Please set the lines down again exactly, from the top of the entries through the line that contains "leading-[20px] font-bold text-[#6d7680]".

------ EXCERPTED RECORDS

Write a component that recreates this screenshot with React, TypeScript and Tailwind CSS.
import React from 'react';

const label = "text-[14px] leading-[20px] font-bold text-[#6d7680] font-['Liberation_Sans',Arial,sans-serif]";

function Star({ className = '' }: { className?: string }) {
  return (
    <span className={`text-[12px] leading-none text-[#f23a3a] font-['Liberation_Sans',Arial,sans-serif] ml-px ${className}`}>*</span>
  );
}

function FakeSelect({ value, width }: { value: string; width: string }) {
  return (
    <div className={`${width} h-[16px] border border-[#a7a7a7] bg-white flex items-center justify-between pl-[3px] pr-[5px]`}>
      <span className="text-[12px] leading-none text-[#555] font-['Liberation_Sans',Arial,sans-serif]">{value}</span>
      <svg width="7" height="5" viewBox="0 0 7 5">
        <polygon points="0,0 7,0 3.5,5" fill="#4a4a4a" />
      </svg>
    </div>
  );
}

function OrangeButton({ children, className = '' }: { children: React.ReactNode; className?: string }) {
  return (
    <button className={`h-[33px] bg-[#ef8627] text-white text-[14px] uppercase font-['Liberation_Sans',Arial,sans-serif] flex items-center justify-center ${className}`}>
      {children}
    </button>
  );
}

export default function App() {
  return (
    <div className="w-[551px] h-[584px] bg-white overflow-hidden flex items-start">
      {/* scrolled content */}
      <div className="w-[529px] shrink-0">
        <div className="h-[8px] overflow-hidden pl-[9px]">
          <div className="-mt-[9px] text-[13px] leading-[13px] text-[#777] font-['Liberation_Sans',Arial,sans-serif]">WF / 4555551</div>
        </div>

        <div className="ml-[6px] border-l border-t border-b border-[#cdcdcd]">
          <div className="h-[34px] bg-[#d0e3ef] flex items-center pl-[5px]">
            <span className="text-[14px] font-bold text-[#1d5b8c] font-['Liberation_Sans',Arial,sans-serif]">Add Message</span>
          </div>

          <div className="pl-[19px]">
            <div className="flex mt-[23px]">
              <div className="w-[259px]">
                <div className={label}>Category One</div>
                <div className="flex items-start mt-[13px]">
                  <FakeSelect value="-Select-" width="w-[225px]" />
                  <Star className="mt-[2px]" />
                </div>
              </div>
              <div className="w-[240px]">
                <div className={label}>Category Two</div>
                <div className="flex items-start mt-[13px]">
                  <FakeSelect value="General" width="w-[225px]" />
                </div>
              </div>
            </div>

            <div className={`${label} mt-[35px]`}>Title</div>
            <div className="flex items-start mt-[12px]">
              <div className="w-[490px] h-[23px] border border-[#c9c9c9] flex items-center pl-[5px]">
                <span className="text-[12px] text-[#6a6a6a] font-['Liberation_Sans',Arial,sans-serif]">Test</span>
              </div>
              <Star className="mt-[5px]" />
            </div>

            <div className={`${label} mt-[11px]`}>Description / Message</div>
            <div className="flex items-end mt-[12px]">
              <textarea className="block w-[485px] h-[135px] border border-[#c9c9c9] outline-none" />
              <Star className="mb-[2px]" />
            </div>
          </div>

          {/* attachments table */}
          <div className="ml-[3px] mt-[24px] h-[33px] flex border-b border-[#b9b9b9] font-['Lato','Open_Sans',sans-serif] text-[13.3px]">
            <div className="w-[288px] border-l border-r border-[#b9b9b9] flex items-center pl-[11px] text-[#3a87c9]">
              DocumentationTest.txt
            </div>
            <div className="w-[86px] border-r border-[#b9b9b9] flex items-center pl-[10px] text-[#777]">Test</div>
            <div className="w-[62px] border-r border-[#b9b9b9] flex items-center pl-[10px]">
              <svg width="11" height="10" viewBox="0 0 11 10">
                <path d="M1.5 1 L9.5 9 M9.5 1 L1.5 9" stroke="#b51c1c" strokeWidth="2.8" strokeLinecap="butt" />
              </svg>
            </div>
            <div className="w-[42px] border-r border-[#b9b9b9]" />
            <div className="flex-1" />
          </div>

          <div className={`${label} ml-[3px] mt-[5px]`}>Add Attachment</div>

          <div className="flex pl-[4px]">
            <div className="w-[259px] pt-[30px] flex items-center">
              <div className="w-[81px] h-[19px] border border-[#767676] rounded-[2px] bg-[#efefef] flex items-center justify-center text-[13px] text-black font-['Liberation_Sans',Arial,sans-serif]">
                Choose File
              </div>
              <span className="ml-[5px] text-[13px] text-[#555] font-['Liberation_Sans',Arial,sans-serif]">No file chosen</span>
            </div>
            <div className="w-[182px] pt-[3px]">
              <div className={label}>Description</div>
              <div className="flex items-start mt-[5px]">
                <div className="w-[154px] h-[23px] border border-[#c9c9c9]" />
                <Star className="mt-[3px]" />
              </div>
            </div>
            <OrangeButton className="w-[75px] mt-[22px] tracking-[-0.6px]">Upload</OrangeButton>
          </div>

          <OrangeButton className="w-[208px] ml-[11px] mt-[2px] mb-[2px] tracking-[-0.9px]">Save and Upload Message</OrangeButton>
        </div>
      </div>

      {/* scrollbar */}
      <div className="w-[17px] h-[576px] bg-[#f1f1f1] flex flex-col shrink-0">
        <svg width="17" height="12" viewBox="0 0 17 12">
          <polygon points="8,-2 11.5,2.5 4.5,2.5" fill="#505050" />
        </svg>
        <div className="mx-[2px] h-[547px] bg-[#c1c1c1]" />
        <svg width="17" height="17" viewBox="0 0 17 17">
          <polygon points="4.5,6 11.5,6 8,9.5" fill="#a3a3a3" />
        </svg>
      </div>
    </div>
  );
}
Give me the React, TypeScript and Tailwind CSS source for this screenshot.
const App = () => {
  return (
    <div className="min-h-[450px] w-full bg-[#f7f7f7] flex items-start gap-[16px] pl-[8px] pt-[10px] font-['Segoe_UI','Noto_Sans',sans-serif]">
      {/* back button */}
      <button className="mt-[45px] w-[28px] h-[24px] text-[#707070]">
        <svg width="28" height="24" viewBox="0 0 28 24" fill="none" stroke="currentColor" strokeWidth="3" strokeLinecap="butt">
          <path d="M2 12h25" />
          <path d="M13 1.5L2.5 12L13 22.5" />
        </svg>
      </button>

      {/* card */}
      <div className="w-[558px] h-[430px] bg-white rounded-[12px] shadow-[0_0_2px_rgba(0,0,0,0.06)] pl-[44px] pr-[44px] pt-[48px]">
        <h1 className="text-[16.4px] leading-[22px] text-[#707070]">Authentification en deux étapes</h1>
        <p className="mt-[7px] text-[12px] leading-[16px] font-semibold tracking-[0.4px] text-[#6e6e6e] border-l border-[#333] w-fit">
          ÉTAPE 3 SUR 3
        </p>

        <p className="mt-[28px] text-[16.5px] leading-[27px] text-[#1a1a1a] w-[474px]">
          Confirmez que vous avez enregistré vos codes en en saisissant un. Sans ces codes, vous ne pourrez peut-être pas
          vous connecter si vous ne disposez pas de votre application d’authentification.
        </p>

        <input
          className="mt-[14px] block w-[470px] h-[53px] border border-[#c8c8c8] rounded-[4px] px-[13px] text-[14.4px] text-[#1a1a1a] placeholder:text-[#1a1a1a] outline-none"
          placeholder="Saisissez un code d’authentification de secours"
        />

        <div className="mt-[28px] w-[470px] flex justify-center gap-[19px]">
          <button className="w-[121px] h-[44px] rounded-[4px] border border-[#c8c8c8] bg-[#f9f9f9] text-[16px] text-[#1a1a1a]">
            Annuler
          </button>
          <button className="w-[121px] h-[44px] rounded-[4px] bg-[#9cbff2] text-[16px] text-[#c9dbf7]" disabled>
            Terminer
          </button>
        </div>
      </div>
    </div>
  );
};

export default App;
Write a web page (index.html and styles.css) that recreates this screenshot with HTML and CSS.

------------

• _OUTPUT BELOW_
Write a component that recreates this screenshot with React, TypeScript and Tailwind CSS.
import React from 'react';

const label = "text-[14px] leading-[20px] font-bold text-[#6d7680] font-['Liberation_Sans',Arial,sans-serif]";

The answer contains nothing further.